## [DATA ROWS]
- - -

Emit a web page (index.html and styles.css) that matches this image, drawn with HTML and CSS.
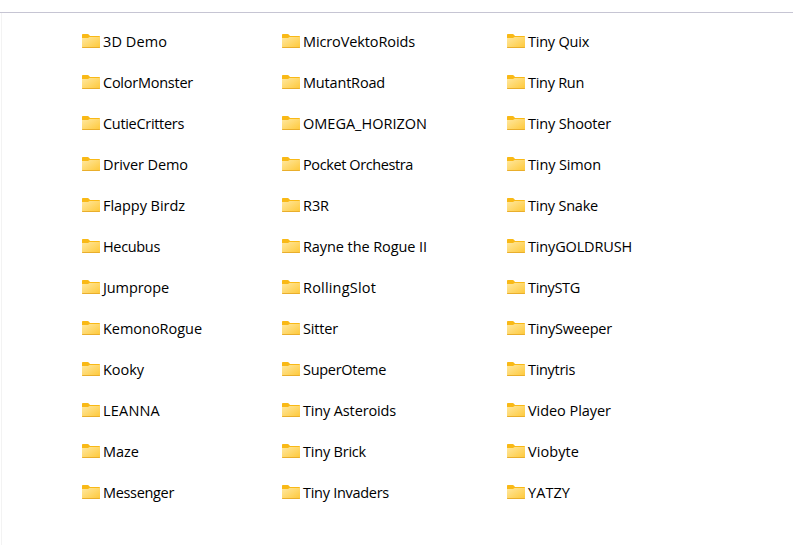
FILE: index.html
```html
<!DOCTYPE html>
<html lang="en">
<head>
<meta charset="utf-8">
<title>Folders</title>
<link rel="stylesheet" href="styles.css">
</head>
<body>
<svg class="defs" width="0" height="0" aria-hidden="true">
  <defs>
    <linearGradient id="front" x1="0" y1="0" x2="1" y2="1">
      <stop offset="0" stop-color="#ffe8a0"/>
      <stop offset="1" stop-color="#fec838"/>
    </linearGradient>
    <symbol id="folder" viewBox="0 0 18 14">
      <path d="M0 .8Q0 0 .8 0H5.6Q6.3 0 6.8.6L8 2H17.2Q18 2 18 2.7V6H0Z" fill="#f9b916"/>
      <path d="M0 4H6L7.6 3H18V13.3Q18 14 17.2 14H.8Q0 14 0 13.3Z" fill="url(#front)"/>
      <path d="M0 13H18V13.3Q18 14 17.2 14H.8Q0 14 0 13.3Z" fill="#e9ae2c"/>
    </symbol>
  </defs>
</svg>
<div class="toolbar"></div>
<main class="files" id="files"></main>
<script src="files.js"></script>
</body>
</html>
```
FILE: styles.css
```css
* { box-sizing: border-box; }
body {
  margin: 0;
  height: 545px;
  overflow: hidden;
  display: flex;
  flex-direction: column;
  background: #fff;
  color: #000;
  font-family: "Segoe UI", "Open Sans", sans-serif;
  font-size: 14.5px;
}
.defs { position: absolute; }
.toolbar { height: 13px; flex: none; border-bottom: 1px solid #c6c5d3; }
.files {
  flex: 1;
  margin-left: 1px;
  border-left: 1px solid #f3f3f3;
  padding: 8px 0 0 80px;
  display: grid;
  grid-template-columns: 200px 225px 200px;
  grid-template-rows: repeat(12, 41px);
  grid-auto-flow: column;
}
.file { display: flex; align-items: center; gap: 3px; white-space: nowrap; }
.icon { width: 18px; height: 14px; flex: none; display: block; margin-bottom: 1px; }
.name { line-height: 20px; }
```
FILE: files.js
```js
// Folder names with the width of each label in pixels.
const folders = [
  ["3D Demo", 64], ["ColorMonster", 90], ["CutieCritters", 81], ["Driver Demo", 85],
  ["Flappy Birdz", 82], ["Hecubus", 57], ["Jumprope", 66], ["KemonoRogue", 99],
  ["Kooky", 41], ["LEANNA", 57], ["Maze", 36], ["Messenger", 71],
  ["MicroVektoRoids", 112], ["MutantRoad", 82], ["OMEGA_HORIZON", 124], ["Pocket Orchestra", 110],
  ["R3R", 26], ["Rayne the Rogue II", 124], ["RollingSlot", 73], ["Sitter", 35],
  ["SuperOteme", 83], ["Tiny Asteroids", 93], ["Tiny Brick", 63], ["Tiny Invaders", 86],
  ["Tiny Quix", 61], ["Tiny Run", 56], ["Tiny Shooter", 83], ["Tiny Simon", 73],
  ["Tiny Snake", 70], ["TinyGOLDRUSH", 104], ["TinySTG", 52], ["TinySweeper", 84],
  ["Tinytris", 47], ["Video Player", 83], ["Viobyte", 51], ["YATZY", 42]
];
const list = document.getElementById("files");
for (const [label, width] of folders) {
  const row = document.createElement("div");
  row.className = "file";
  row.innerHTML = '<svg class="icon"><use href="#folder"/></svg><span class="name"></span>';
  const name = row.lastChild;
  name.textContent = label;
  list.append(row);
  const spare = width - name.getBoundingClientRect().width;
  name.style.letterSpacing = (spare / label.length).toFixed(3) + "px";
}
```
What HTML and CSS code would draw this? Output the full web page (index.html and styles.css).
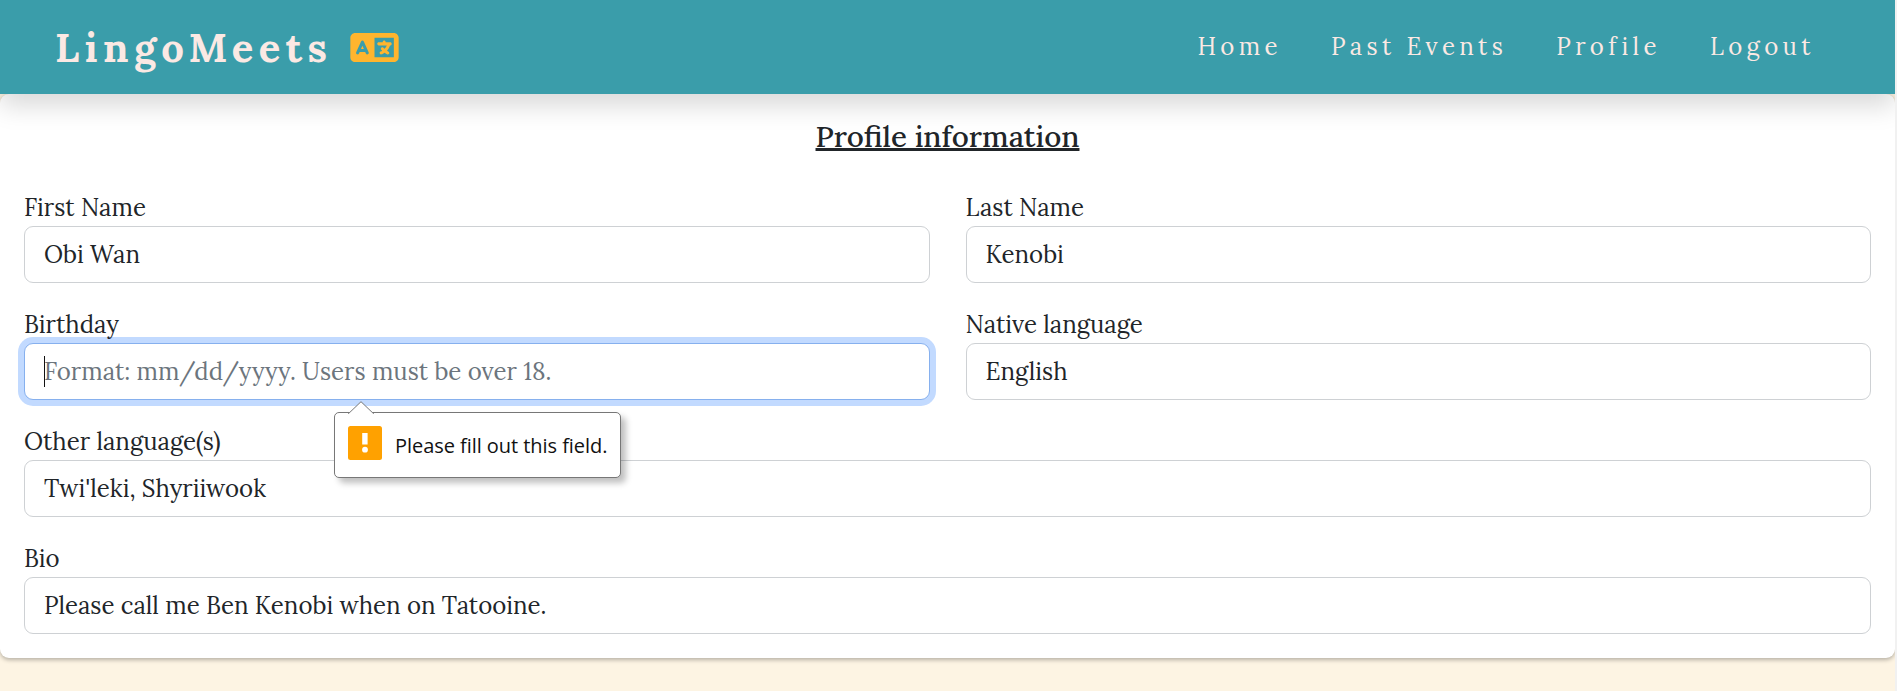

- - -

## [EXERCISE DETAILS]
Leave out the pictures and print each record exactly as it stands.

## [WRITTEN ANSWER]
Emit a web page (index.html and styles.css) that matches this image, drawn with HTML and CSS.
FILE: index.html
```html
<!DOCTYPE html>
<html lang="en">
<head>
<meta charset="utf-8">
<title>Folders</title>
<link rel="stylesheet" href="styles.css">
</head>
<body>
<svg class="defs" width="0" height="0" aria-hidden="true">
  <defs>
    <linearGradient id="front" x1="0" y1="0" x2="1" y2="1">
      <stop offset="0" stop-color="#ffe8a0"/>
      <stop offset="1" stop-color="#fec838"/>
    </linearGradient>
    <symbol id="folder" viewBox="0 0 18 14">
      <path d="M0 .8Q0 0 .8 0H5.6Q6.3 0 6.8.6L8 2H17.2Q18 2 18 2.7V6H0Z" fill="#f9b916"/>
      <path d="M0 4H6L7.6 3H18V13.3Q18 14 17.2 14H.8Q0 14 0 13.3Z" fill="url(#front)"/>
      <path d="M0 13H18V13.3Q18 14 17.2 14H.8Q0 14 0 13.3Z" fill="#e9ae2c"/>
    </symbol>
  </defs>
</svg>
<div class="toolbar"></div>
<main class="files" id="files"></main>
<script src="files.js"></script>
</body>
</html>
```
FILE: styles.css
```css
* { box-sizing: border-box; }
body {
  margin: 0;
  height: 545px;
  overflow: hidden;
  display: flex;
  flex-direction: column;
  background: #fff;
  color: #000;
  font-family: "Segoe UI", "Open Sans", sans-serif;
  font-size: 14.5px;
}
.defs { position: absolute; }
.toolbar { height: 13px; flex: none; border-bottom: 1px solid #c6c5d3; }
.files {
  flex: 1;
  margin-left: 1px;
  border-left: 1px solid #f3f3f3;
  padding: 8px 0 0 80px;
  display: grid;
  grid-template-columns: 200px 225px 200px;
  grid-template-rows: repeat(12, 41px);
  grid-auto-flow: column;
}
.file { display: flex; align-items: center; gap: 3px; white-space: nowrap; }
.icon { width: 18px; height: 14px; flex: none; display: block; margin-bottom: 1px; }
.name { line-height: 20px; }
```
FILE: files.js
```js
// Folder names with the width of each label in pixels.
const folders = [
  ["3D Demo", 64], ["ColorMonster", 90], ["CutieCritters", 81], ["Driver Demo", 85],
  ["Flappy Birdz", 82], ["Hecubus", 57], ["Jumprope", 66], ["KemonoRogue", 99],
  ["Kooky", 41], ["LEANNA", 57], ["Maze", 36], ["Messenger", 71],
  ["MicroVektoRoids", 112], ["MutantRoad", 82], ["OMEGA_HORIZON", 124], ["Pocket Orchestra", 110],
  ["R3R", 26], ["Rayne the Rogue II", 124], ["RollingSlot", 73], ["Sitter", 35],
  ["SuperOteme", 83], ["Tiny Asteroids", 93], ["Tiny Brick", 63], ["Tiny Invaders", 86],
  ["Tiny Quix", 61], ["Tiny Run", 56], ["Tiny Shooter", 83], ["Tiny Simon", 73],
  ["Tiny Snake", 70], ["TinyGOLDRUSH", 104], ["TinySTG", 52], ["TinySweeper", 84],
  ["Tinytris", 47], ["Video Player", 83], ["Viobyte", 51], ["YATZY", 42]
];
const list = document.getElementById("files");
for (const [label, width] of folders) {
  const row = document.createElement("div");
  row.className = "file";
  row.innerHTML = '<svg class="icon"><use href="#folder"/></svg><span class="name"></span>';
  const name = row.lastChild;
  name.textContent = label;
  list.append(row);
  const spare = width - name.getBoundingClientRect().width;
  name.style.letterSpacing = (spare / label.length).toFixed(3) + "px";
}
```
What HTML and CSS code would draw this? Output the full web page (index.html and styles.css).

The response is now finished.